* begin Material *

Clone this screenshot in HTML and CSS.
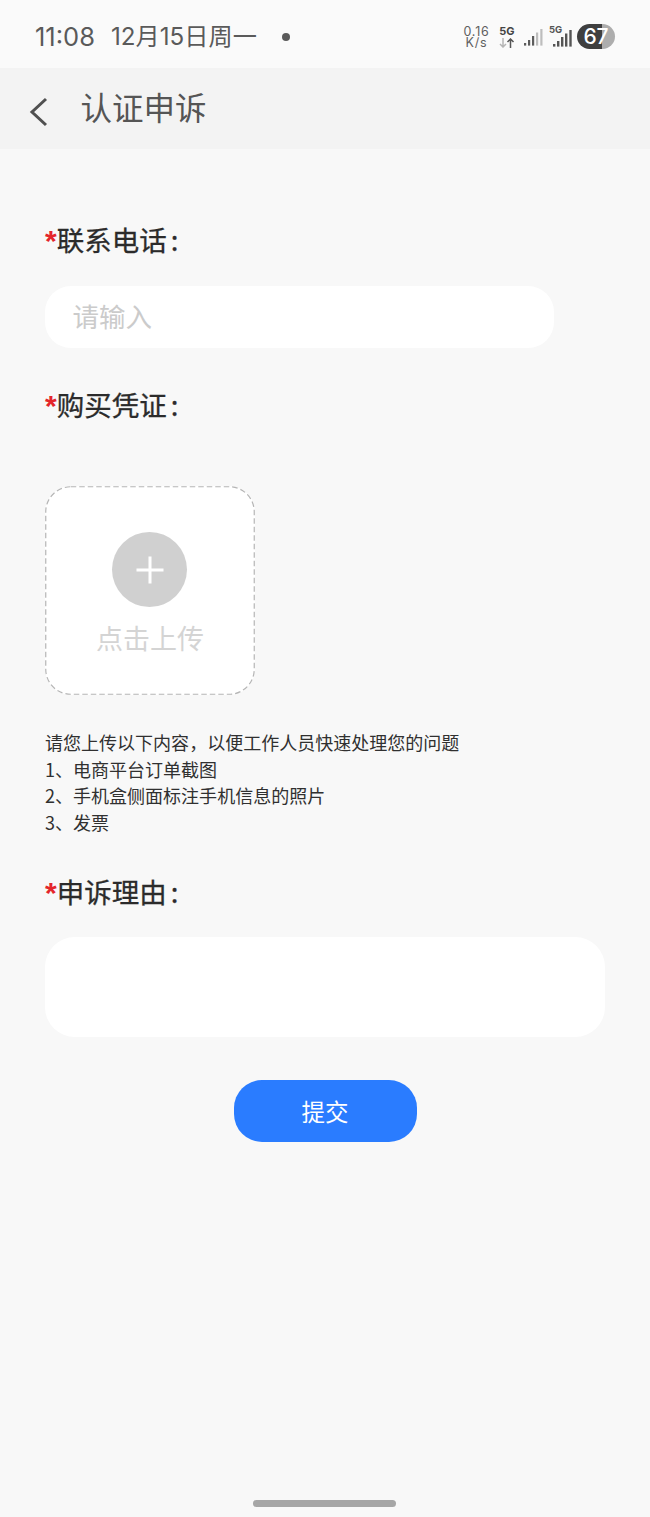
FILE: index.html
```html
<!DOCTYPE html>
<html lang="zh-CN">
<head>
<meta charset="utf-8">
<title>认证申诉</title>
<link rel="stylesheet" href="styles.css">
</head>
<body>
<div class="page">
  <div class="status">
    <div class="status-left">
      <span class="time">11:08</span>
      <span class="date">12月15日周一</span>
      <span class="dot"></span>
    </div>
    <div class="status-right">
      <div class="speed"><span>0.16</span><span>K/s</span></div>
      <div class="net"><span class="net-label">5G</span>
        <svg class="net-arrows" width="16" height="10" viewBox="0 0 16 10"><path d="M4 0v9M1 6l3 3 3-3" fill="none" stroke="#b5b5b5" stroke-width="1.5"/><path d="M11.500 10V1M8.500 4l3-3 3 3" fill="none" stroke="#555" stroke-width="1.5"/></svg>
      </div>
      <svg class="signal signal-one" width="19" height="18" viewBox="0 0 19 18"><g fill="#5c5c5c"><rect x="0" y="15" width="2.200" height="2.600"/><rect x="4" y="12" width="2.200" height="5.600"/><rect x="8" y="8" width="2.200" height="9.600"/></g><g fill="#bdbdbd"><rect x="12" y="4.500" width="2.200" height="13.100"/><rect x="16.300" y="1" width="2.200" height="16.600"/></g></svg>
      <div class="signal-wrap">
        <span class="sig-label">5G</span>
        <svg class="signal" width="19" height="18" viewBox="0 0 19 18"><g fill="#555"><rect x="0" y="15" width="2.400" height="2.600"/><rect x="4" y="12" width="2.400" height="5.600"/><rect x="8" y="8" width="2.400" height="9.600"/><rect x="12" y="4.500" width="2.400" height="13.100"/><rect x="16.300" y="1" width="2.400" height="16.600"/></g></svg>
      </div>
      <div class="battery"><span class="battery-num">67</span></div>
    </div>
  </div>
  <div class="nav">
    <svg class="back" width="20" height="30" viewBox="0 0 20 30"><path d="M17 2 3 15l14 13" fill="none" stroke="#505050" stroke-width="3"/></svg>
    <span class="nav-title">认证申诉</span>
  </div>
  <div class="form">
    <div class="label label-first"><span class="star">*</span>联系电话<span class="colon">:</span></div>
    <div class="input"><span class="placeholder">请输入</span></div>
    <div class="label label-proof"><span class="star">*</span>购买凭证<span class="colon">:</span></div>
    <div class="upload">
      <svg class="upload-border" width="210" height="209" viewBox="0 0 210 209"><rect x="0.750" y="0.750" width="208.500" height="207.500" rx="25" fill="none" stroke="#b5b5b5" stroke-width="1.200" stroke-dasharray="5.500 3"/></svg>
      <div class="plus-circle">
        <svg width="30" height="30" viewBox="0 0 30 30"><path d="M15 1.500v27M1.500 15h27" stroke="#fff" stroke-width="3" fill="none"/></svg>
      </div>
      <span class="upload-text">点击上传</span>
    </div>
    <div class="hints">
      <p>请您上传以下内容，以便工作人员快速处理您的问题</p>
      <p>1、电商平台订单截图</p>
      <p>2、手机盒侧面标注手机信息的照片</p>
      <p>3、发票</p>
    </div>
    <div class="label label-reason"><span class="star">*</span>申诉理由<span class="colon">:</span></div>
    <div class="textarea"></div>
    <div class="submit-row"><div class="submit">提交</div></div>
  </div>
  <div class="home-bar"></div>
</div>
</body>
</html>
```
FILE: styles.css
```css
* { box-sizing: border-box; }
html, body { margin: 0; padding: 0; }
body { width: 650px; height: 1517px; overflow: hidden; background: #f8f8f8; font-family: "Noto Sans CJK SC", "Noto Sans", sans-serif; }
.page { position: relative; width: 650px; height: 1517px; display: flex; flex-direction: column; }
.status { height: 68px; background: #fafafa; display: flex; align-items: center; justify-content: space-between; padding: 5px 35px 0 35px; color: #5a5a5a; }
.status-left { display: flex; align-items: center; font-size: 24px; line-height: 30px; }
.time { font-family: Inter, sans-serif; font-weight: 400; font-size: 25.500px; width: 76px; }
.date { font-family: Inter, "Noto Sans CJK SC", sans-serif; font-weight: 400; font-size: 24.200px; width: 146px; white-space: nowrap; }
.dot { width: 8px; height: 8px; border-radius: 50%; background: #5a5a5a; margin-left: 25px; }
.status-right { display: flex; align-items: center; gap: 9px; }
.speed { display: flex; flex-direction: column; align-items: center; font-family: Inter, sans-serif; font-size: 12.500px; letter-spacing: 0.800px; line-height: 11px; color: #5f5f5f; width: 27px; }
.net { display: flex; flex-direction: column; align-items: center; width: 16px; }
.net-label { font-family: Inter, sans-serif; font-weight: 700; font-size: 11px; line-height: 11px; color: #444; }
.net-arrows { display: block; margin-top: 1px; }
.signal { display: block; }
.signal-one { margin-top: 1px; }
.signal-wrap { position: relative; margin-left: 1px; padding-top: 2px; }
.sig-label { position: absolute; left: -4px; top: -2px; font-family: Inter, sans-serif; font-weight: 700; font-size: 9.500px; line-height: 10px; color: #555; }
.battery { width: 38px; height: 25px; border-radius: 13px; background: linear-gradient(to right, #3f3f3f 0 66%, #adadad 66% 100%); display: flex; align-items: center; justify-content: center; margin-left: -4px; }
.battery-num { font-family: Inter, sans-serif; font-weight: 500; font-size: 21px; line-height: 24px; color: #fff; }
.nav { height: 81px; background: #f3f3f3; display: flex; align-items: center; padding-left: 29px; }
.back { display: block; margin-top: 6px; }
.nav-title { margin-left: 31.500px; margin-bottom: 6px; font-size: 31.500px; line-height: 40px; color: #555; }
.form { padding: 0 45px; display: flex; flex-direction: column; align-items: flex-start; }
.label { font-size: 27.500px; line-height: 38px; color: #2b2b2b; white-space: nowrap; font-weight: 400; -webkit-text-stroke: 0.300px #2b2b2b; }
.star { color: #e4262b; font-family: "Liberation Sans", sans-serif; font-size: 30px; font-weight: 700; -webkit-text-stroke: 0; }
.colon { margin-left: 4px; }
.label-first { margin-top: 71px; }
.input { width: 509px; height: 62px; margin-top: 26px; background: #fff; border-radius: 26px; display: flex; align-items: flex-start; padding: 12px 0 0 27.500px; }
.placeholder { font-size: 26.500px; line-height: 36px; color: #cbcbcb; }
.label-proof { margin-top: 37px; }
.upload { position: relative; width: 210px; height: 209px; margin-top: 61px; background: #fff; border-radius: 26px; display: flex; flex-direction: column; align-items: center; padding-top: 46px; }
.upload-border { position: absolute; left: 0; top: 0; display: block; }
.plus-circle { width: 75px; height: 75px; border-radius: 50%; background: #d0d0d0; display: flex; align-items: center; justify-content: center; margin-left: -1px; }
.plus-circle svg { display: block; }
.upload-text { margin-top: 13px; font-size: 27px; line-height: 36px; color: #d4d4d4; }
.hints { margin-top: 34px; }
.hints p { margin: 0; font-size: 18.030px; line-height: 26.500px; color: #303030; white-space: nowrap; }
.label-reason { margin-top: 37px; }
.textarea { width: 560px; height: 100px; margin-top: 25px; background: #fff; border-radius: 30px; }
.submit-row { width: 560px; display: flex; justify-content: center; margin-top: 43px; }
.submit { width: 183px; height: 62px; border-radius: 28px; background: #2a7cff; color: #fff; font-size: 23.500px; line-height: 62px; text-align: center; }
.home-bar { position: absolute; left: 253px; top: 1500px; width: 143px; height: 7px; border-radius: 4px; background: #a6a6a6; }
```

* end Material *

Give the data above again in full and unchanged, skipping the pictures.

Solution to the problem:
Clone this screenshot in HTML and CSS.
FILE: index.html
```html
<!DOCTYPE html>
<html lang="zh-CN">
<head>
<meta charset="utf-8">
<title>认证申诉</title>
<link rel="stylesheet" href="styles.css">
</head>
<body>
<div class="page">
  <div class="status">
    <div class="status-left">
      <span class="time">11:08</span>
      <span class="date">12月15日周一</span>
      <span class="dot"></span>
    </div>
    <div class="status-right">
      <div class="speed"><span>0.16</span><span>K/s</span></div>
      <div class="net"><span class="net-label">5G</span>
        <svg class="net-arrows" width="16" height="10" viewBox="0 0 16 10"><path d="M4 0v9M1 6l3 3 3-3" fill="none" stroke="#b5b5b5" stroke-width="1.5"/><path d="M11.500 10V1M8.500 4l3-3 3 3" fill="none" stroke="#555" stroke-width="1.5"/></svg>
      </div>
      <svg class="signal signal-one" width="19" height="18" viewBox="0 0 19 18"><g fill="#5c5c5c"><rect x="0" y="15" width="2.200" height="2.600"/><rect x="4" y="12" width="2.200" height="5.600"/><rect x="8" y="8" width="2.200" height="9.600"/></g><g fill="#bdbdbd"><rect x="12" y="4.500" width="2.200" height="13.100"/><rect x="16.300" y="1" width="2.200" height="16.600"/></g></svg>
      <div class="signal-wrap">
        <span class="sig-label">5G</span>
        <svg class="signal" width="19" height="18" viewBox="0 0 19 18"><g fill="#555"><rect x="0" y="15" width="2.400" height="2.600"/><rect x="4" y="12" width="2.400" height="5.600"/><rect x="8" y="8" width="2.400" height="9.600"/><rect x="12" y="4.500" width="2.400" height="13.100"/><rect x="16.300" y="1" width="2.400" height="16.600"/></g></svg>
      </div>
      <div class="battery"><span class="battery-num">67</span></div>
    </div>
  </div>
  <div class="nav">
    <svg class="back" width="20" height="30" viewBox="0 0 20 30"><path d="M17 2 3 15l14 13" fill="none" stroke="#505050" stroke-width="3"/></svg>
    <span class="nav-title">认证申诉</span>
  </div>
  <div class="form">
    <div class="label label-first"><span class="star">*</span>联系电话<span class="colon">:</span></div>
    <div class="input"><span class="placeholder">请输入</span></div>
    <div class="label label-proof"><span class="star">*</span>购买凭证<span class="colon">:</span></div>
    <div class="upload">
      <svg class="upload-border" width="210" height="209" viewBox="0 0 210 209"><rect x="0.750" y="0.750" width="208.500" height="207.500" rx="25" fill="none" stroke="#b5b5b5" stroke-width="1.200" stroke-dasharray="5.500 3"/></svg>
      <div class="plus-circle">
        <svg width="30" height="30" viewBox="0 0 30 30"><path d="M15 1.500v27M1.500 15h27" stroke="#fff" stroke-width="3" fill="none"/></svg>
      </div>
      <span class="upload-text">点击上传</span>
    </div>
    <div class="hints">
      <p>请您上传以下内容，以便工作人员快速处理您的问题</p>
      <p>1、电商平台订单截图</p>
      <p>2、手机盒侧面标注手机信息的照片</p>
      <p>3、发票</p>
    </div>
    <div class="label label-reason"><span class="star">*</span>申诉理由<span class="colon">:</span></div>
    <div class="textarea"></div>
    <div class="submit-row"><div class="submit">提交</div></div>
  </div>
  <div class="home-bar"></div>
</div>
</body>
</html>
```
FILE: styles.css
```css
* { box-sizing: border-box; }
html, body { margin: 0; padding: 0; }
body { width: 650px; height: 1517px; overflow: hidden; background: #f8f8f8; font-family: "Noto Sans CJK SC", "Noto Sans", sans-serif; }
.page { position: relative; width: 650px; height: 1517px; display: flex; flex-direction: column; }
.status { height: 68px; background: #fafafa; display: flex; align-items: center; justify-content: space-between; padding: 5px 35px 0 35px; color: #5a5a5a; }
.status-left { display: flex; align-items: center; font-size: 24px; line-height: 30px; }
.time { font-family: Inter, sans-serif; font-weight: 400; font-size: 25.500px; width: 76px; }
.date { font-family: Inter, "Noto Sans CJK SC", sans-serif; font-weight: 400; font-size: 24.200px; width: 146px; white-space: nowrap; }
.dot { width: 8px; height: 8px; border-radius: 50%; background: #5a5a5a; margin-left: 25px; }
.status-right { display: flex; align-items: center; gap: 9px; }
.speed { display: flex; flex-direction: column; align-items: center; font-family: Inter, sans-serif; font-size: 12.500px; letter-spacing: 0.800px; line-height: 11px; color: #5f5f5f; width: 27px; }
.net { display: flex; flex-direction: column; align-items: center; width: 16px; }
.net-label { font-family: Inter, sans-serif; font-weight: 700; font-size: 11px; line-height: 11px; color: #444; }
.net-arrows { display: block; margin-top: 1px; }
.signal { display: block; }
.signal-one { margin-top: 1px; }
.signal-wrap { position: relative; margin-left: 1px; padding-top: 2px; }
.sig-label { position: absolute; left: -4px; top: -2px; font-family: Inter, sans-serif; font-weight: 700; font-size: 9.500px; line-height: 10px; color: #555; }
.battery { width: 38px; height: 25px; border-radius: 13px; background: linear-gradient(to right, #3f3f3f 0 66%, #adadad 66% 100%); display: flex; align-items: center; justify-content: center; margin-left: -4px; }
.battery-num { font-family: Inter, sans-serif; font-weight: 500; font-size: 21px; line-height: 24px; color: #fff; }
.nav { height: 81px; background: #f3f3f3; display: flex; align-items: center; padding-left: 29px; }
.back { display: block; margin-top: 6px; }
.nav-title { margin-left: 31.500px; margin-bottom: 6px; font-size: 31.500px; line-height: 40px; color: #555; }
.form { padding: 0 45px; display: flex; flex-direction: column; align-items: flex-start; }
.label { font-size: 27.500px; line-height: 38px; color: #2b2b2b; white-space: nowrap; font-weight: 400; -webkit-text-stroke: 0.300px #2b2b2b; }
.star { color: #e4262b; font-family: "Liberation Sans", sans-serif; font-size: 30px; font-weight: 700; -webkit-text-stroke: 0; }
.colon { margin-left: 4px; }
.label-first { margin-top: 71px; }
.input { width: 509px; height: 62px; margin-top: 26px; background: #fff; border-radius: 26px; display: flex; align-items: flex-start; padding: 12px 0 0 27.500px; }
.placeholder { font-size: 26.500px; line-height: 36px; color: #cbcbcb; }
.label-proof { margin-top: 37px; }
.upload { position: relative; width: 210px; height: 209px; margin-top: 61px; background: #fff; border-radius: 26px; display: flex; flex-direction: column; align-items: center; padding-top: 46px; }
.upload-border { position: absolute; left: 0; top: 0; display: block; }
.plus-circle { width: 75px; height: 75px; border-radius: 50%; background: #d0d0d0; display: flex; align-items: center; justify-content: center; margin-left: -1px; }
.plus-circle svg { display: block; }
.upload-text { margin-top: 13px; font-size: 27px; line-height: 36px; color: #d4d4d4; }
.hints { margin-top: 34px; }
.hints p { margin: 0; font-size: 18.030px; line-height: 26.500px; color: #303030; white-space: nowrap; }
.label-reason { margin-top: 37px; }
.textarea { width: 560px; height: 100px; margin-top: 25px; background: #fff; border-radius: 30px; }
.submit-row { width: 560px; display: flex; justify-content: center; margin-top: 43px; }
.submit { width: 183px; height: 62px; border-radius: 28px; background: #2a7cff; color: #fff; font-size: 23.500px; line-height: 62px; text-align: center; }
.home-bar { position: absolute; left: 253px; top: 1500px; width: 143px; height: 7px; border-radius: 4px; background: #a6a6a6; }
```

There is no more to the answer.